The design then reemerged as part of the Greek Revival movement in the late 18th and early 19th centuries where it began to appear in historical paintings and prints before being used as a model for actual furniture designs. This revival evolved from the stratified hierarchy of Medieval seating where furniture became one marker among many of wealth and prestige. Chairs – or thrones — with arms and backs or ornate decoration often coincided with sites of religious or political importance. In other corners of the world, chairs emerged in China in the twelfth century for reasons that are still unclear while in Mexico the woven icpalli chair became a feature of Aztec culture in the early fourteenth century. The tension between hierarchy and democracy has not only been a feature of chairs over the millennia, but it is also a common question of design more broadly.


As chairs lost their connotation of privilege during the Renaissance, they quickly began to reflect contemporary fashions. Size, shape, material, and decoration all became opportunities to display design trends and personal taste; timber frames were replaced with papier-maché and then eventually with more modern materials such as metal and moulded plastic. One of the most iconic chairs that marked the transition from traditional upholstered timber chairs is Michael Thonet’s bentwood No. 14 chair or bistro chair. Introduced in 1859, the chair was made of six pieces of steam-bent wood, ten screws, and two nuts, making it both affordable and easy to assemble – Ikea but make it art nouveau. The chair became one of the best-selling chairs ever made with some 50 million No. 14s sold between 1858 and 1930. The piece ushered in a transformation of chair design which prioritized simplicity and practicality over luxury and ornament.
Inspired by Thonet’s work with steam-bent wood, the Hungarian-born modernist architect Marcel Breuer designed both his Wassily and B32/Cesca using bent non-reinforced tubular steel inspired by bicycle handles. A prominent member of the Bauhaus, Breuer approached furniture design with the same sculptural eye that he did in his architectural projects (see: the Met Breuer building in NYC). While the Wassily chair continues to dominate Instagram architecture pages today, it was the Cesna chair that was truly revolutionary at the time, providing a comfortable seat that seemed to float on only two legs.

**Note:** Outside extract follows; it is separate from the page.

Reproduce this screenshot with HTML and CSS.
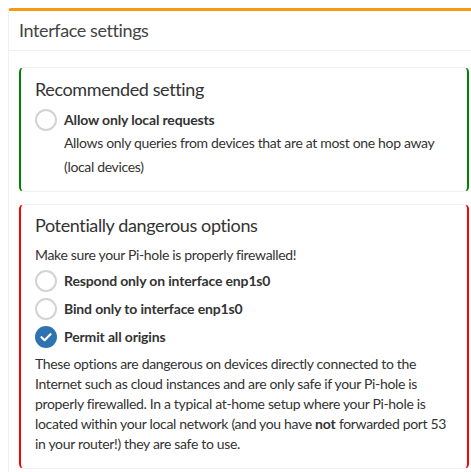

From Breuer emerged a pantheon of modernist chairs, many of which began to view comfort as an equally essential component of good design. Eileen Gray’s 1927 Transat was inspired by the deck chairs of steamships from which it derives its name, an abbreviation for “transatlantic”. The chair’s wooden frame is characterised by complicated joinery and chrome brackets while the sling seat sits low to the ground inviting one to stay and lounge awhile. Ray and Charles Eames’ Lounge & Ottoman similarly evokes all the pleasures of idleness. You can see the evolution of Thonet’s earlier bentwood designs with added elements of luxury. Leather and padding are complimented by swivels and tilts which now ‘[epitomize] sexy midcentury executive style, masculinity, and comfort.’
In another study in leather, Ludwig Mies van der Rohe and Lilly Reich’s Barcelona chair presented an exception to the democratic principles of the Bauhaus. It was designed for the Spanish Royalty to oversee the opening ceremonies of the International Exposition of 1929 hosted in Barcelona, Spain. Originally designed with bolted metal pieces, the chair was redesigned in 1950 using stainless steel allowing the frame to be formed of a single piece of metal. Simple materiality, understated elegance, and perfect proportions harken back to the lines of the Greek klismos which are also found in van der Rohe’s disciplined architecture.

I could continue of course –but I won’t. Eero Saarinen’s Tulip, Le Corbusier’s Grand Confort, Arne Jacobsen’s Egg, the Eames brothers’ LCW, Emeco’s Navy, Verner Panton’s Panton, Philippe Starck Louis’s Ghost, and Xavier Pauchard’s Chaise A are all worthy of mention in this era of modernist revolution. What has stayed with me in thinking and reading about something as simple as chairs over this past week is not only the care but also the joy with which so many of these examples were made.
Frank Gehry’s Wiggle Side Chair, Gerrit Rietveld’s Zig-Zag Chair, and PiPiero Gatti, Cesare Paolini, and Franco Teodoro's original beanbag (or Sacco) chair all capture the whimsy and creativity which have flourished in the design of the past century. No longer limited by practical structural constraints, these examples present compelling cases for what is possible within the confines of a simple objective: make something to sit on.
We spend a shockingly large portion of our lives seated. A fact which perhaps should encourage us to take the objects we sit upon more seriously. Chairs, in all their many forms, have reflected and refracted the cultures in which they were found. Design itself was often a revolutionary tool of democratization or stratification, a quality which has remained vital to the chair’s evolution until today. Even something as simple as the Monobloc plastic chair or the Aeron office chair were once revolutionary in their stackability (for the former) and ergonometic comfort (for the latter).
Revolution and design go hand-in-hand, asking us to reconsider the environment of our everyday. So I challenge you to pick something boring, something quotidian, something unconditionally mundane, and revolutionize it. Trace its history. Pick it apart. Find the radical design that has conspired to create the object you see now. This practice of questioning and careful looking can be applied to objects far beyond the simple chair – but is an activity perhaps best undertaken while seated.